Phlegmacium triumphans, also known as the birch webcap, or yellow girdled webcap is a basidiomycete mushroom in the family Cortinariaceae. It is found in Europe and regarded as edible by some authorities. However, others call it suspect and it resembles deadly species.

==Taxonomy==
The species was first was described by Swedish mycologist Elias Magnus Fries in 1838; its generic name derived from the Latin cortina "veil", and the specific triumphans "triumphing". It is considered the same species as Cortinarius crocolitus Quélet by some authorities.

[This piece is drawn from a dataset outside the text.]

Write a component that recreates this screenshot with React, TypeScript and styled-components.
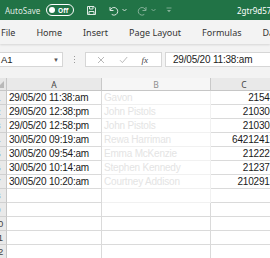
import styled, { createGlobalStyle } from 'styled-components'

const GlobalStyle = createGlobalStyle`
	html, body {
		margin: 0;
		padding: 0;
		overflow: hidden;
		background: #ffffff;
	}
`

const uiFont = `"Noto Sans", "Open Sans", sans-serif`
const cellFont = `"Liberation Sans", Arial, sans-serif`

const Window = styled.div`
	width: 270px;
	height: 258px;
	overflow: hidden;
	display: flex;
	flex-direction: column;
	background: #ffffff;
`

const TitleBar = styled.div`
	height: 20px;
	flex: none;
	background: #217346;
	display: flex;
	align-items: center;
	padding-left: 5px;
	font-family: ${uiFont};
	color: rgba(255, 255, 255, 0.88);
	white-space: nowrap;
	overflow: hidden;
`

const AutoSave = styled.span`
	font-size: 8px;
	width: 41px;
	flex: none;
`

const Toggle = styled.div`
	width: 24px;
	height: 10px;
	border: 1px solid #ffffff;
	border-radius: 6px;
	display: flex;
	align-items: center;
	gap: 3px;
	padding-left: 2px;
	flex: none;
	font-size: 6.5px;
	font-weight: 700;
	color: #ffffff;
`

const Knob = styled.span`
	width: 6px;
	height: 6px;
	border-radius: 50%;
	background: #ffffff;
`

const Icon = styled.svg<{ $dim?: boolean }>`
	flex: none;
	opacity: ${({ $dim }) => ($dim ? 0.45 : 0.85)};
`

const TitleText = styled.span`
	font-size: 8px;
	color: #ffffff;
	margin-left: 65px;
`

const Ribbon = styled.div`
	height: 24px;
	flex: none;
	background: #f3f3f3;
	display: flex;
	align-items: center;
	font-family: ${uiFont};
	font-size: 9px;
	color: #333333;
	white-space: nowrap;
	box-shadow: 0 1px 2px rgba(0, 0, 0, 0.12);
	position: relative;
	z-index: 1;
	gap: 21px;
	padding-left: 1px;
`

const Tab = styled.span``

const FormulaRow = styled.div`
	height: 34px;
	flex: none;
	background: #f3f3f3;
	display: flex;
	align-items: flex-start;
	padding-top: 8px;
	box-sizing: border-box;
	font-family: ${uiFont};
`

const NameBox = styled.div`
	width: 64px;
	height: 15px;
	margin-left: -1px;
	box-sizing: border-box;
	background: #ffffff;
	border: 1px solid #d6d6d6;
	display: flex;
	align-items: center;
	justify-content: space-between;
	padding: 0 3px 0 1px;
	font-family: ${cellFont};
	font-size: 9.5px;
	color: #222222;
`

const Caret = styled.span`
	font-size: 6px;
	color: #555555;
`

const Dots = styled.div`
	width: 22px;
	height: 15px;
	display: flex;
	flex-direction: column;
	align-items: center;
	justify-content: center;
	gap: 2px;
	& span {
		width: 1px;
		height: 1px;
		background: #9a9a9a;
	}
`

const FnButtons = styled.div`
	width: 77px;
	height: 15px;
	box-sizing: border-box;
	background: #ffffff;
	border: 1px solid #d6d6d6;
	display: flex;
	align-items: center;
	justify-content: space-around;
	padding: 0 6px 0 4px;
`

const Fx = styled.span`
	font-family: "Liberation Serif", serif;
	font-style: italic;
	font-size: 9px;
	color: #444444;
`

const FormulaInput = styled.div`
	flex: 1;
	height: 15px;
	margin-left: 3px;
	box-sizing: border-box;
	background: #ffffff;
	border: 1px solid #d6d6d6;
	border-right: none;
	display: flex;
	align-items: center;
	padding-left: 7px;
	font-family: ${cellFont};
	font-size: 10px;
	letter-spacing: -0.2px;
	color: #222222;
	white-space: nowrap;
`

const Sheet = styled.div`
	display: grid;
	grid-template-columns: 17px 95px 109px 67px;
	grid-template-rows: 13px;
	grid-auto-rows: 14px;
	margin-left: -10px;
	font-family: ${cellFont};
	font-size: 10px;
	letter-spacing: -0.2px;
`

const Corner = styled.div`
	background: #e6e6e6;
	border-right: 1px solid #c6c6c6;
	border-bottom: 1px solid #c6c6c6;
	position: relative;
	&::after {
		content: "";
		position: absolute;
		right: 2px;
		bottom: 2px;
		border-left: 7px solid transparent;
		border-bottom: 7px solid #b8b8b8;
	}
`

const ColHead = styled.div<{ $faded?: boolean }>`
	background: ${({ $faded }) => ($faded ? '#f6f6f6' : '#e9e9e9')};
	border-right: 1px solid #c9c9c9;
	border-bottom: 1px solid #c6c6c6;
	display: flex;
	align-items: center;
	justify-content: center;
	font-family: ${uiFont};
	font-size: 8.5px;
	color: ${({ $faded }) => ($faded ? '#8f8f8f' : '#444444')};
	letter-spacing: 0;
	box-sizing: border-box;
`

const RowHead = styled.div`
	background: #e9e9e9;
	border-right: 1px solid #c6c6c6;
	border-bottom: 1px solid #d0d0d0;
	display: flex;
	align-items: center;
	justify-content: center;
	font-size: 9.5px;
	color: #444444;
	letter-spacing: 0;
	box-sizing: border-box;
`

const Cell = styled.div<{ $align?: 'left' | 'right'; $faded?: boolean }>`
	border-right: 1px solid ${({ $faded }) => ($faded ? '#f1f1f1' : '#dadada')};
	border-bottom: 1px solid ${({ $faded }) => ($faded ? '#f1f1f1' : '#dadada')};
	box-sizing: border-box;
	display: flex;
	align-items: center;
	justify-content: ${({ $align }) => ($align === 'right' ? 'flex-end' : 'flex-start')};
	padding: 0 2px 0 2px;
	white-space: nowrap;
	overflow: hidden;
	color: ${({ $faded }) => ($faded ? '#e4e4e4' : '#1a1a1a')};
`

const rows = [
	{ date: '29/05/20 11:38:am', name: 'Gavon', code: '21545' },
	{ date: '29/05/20 12:38:pm', name: 'John Pistols', code: '210306' },
	{ date: '29/05/20 12:58:pm', name: 'John Pistols', code: '210306' },
	{ date: '30/05/20 09:19:am', name: 'Rewa Harriman', code: '64212417' },
	{ date: '30/05/20 09:54:am', name: 'Emma McKenzie', code: '212223' },
	{ date: '30/05/20 10:14:am', name: 'Stephen Kennedy', code: '212371' },
	{ date: '30/05/20 10:20:am', name: 'Courtney Addison', code: '2102917' },
]

const SaveIcon = () => (
	<Icon width="11" height="11" viewBox="0 0 11 11" fill="none" stroke="#fff" strokeWidth="1" style={{ marginLeft: 12 }}>
		<path d="M1.5 1.5h6.5l1.5 1.5v6.5h-8z" />
		<path d="M3.5 1.5v2.5h3.5v-2.5" />
		<path d="M3 9.5v-3h5v3" />
	</Icon>
)

const UndoIcon = ({ dim, flip }: { dim?: boolean; flip?: boolean }) => (
	<Icon $dim={dim} width="11" height="11" viewBox="0 0 11 11" fill="none" stroke="#fff" strokeWidth="1" style={{ marginLeft: dim ? 10 : 11, transform: flip ? 'scaleX(-1)' : undefined }}>
		<path d="M2 2v3.5h3.5" />
		<path d="M2.3 5.2a3.8 3.8 0 1 1 1.4 4.2" />
	</Icon>
)

const SmallCaret = ({ dim }: { dim?: boolean }) => (
	<Icon $dim={dim} width="5" height="4" viewBox="0 0 5 4" fill="none" stroke="#fff" strokeWidth="0.9" style={{ marginLeft: 3 }}>
		<path d="M0.5 1l2 2 2-2" />
	</Icon>
)

const Customize = () => (
	<Icon $dim width="6" height="6" viewBox="0 0 6 6" fill="#fff" stroke="#fff" strokeWidth="0.9" style={{ marginLeft: 10 }}>
		<path d="M0.5 1h5" fill="none" />
		<path d="M1 3h4l-2 2.2z" stroke="none" />
	</Icon>
)

export default function App() {
	return (
		<Window>
			<GlobalStyle />
			<TitleBar>
				<AutoSave>AutoSave</AutoSave>
				<Toggle>
					<Knob />
					<span>Off</span>
				</Toggle>
				<SaveIcon />
				<UndoIcon />
				<SmallCaret />
				<UndoIcon dim flip />
				<SmallCaret dim />
				<Customize />
				<TitleText>2gtr9d57-4b1e-Book1 - Excel</TitleText>
			</TitleBar>
			<Ribbon>
				<Tab>File</Tab>
				<Tab>Home</Tab>
				<Tab>Insert</Tab>
				<Tab>Page Layout</Tab>
				<Tab>Formulas</Tab>
				<Tab>Data</Tab>
			</Ribbon>
			<FormulaRow>
				<NameBox>
					<span>A1</span>
					<Caret>▼</Caret>
				</NameBox>
				<Dots>
					<span />
					<span />
					<span />
				</Dots>
				<FnButtons>
					<Icon $dim width="8" height="8" viewBox="0 0 8 8" stroke="#555" strokeWidth="0.9">
						<path d="M1 1l6 6M7 1l-6 6" />
					</Icon>
					<Icon $dim width="9" height="8" viewBox="0 0 9 8" fill="none" stroke="#555" strokeWidth="0.9">
						<path d="M1 4.2l2.4 2.4 4.8-5.6" />
					</Icon>
					<Fx>fx</Fx>
				</FnButtons>
				<FormulaInput>29/05/20 11:38:am</FormulaInput>
			</FormulaRow>
			<Sheet>
				<Corner />
				<ColHead>A</ColHead>
				<ColHead $faded>B</ColHead>
				<ColHead>C</ColHead>
				{Array.from({ length: 12 }, (_, i) => {
					const row = rows[i]
					return [
						<RowHead key={`h${i}`}>{i + 1}</RowHead>,
						<Cell key={`a${i}`}>{row?.date}</Cell>,
						<Cell key={`b${i}`} $faded={i < 8}>{row?.name}</Cell>,
						<Cell key={`c${i}`} $align="right">{row?.code}</Cell>,
					]
				})}
			</Sheet>
		</Window>
	)
}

It was a member of the subgenus Phlegmacium within the genus Cortinarius; mushrooms of this group have sticky (or slimy in wet weather) caps and dry stipes.

In 1905 it was reclassified as Phlegmacium triumphans by the Norwegian mycologist Axel Gudbrand Blytt however it remained known as Cortinarius triumphans until 2022 when a genomic study moved this and many other Cortinarius species to the Phlegmacium genus.

==Description==
It has a 5-12 cm (2-5 in) diameter cap which is yellowish in colour-darker in the centre and paler on the edges. The stipe is 7-17 cm (3-7 in) high and 1-2.5 cm (0.4-1 in) thick and swollen at the base, and is white up top and yellow lower down and bears the tan or brown remnants of the veil. The adnate gills, which are hidden by a cream or white veil when young, are cream or lilac early on, and darken with the spores, which give a rusty coloured spore print. The almond-shaped spores measure 10-12.5 × 5.5-7 μm. The flesh is cream-coloured and the taste is mild.

==Distribution and habitat==
Phlegmacium triumphans appear under birch trees in autumn (fall) in Europe, and Asia where it is widespread, but local. It is also reported from north eastern North America. It has a mycorrhizal relationship with birch trees (Betula).

==Edibility==
Although some mushroom guides list it as edible, others treat it with suspicion, as many webcaps have been found to have toxins, not in the least the similarly brown-coloured lethal webcaps. This being the case, it is probably best to avoid it. Thomas Laessoe's 1998 book 'Mushrooms', describes the taste as bitter, with a not unpleasant smell.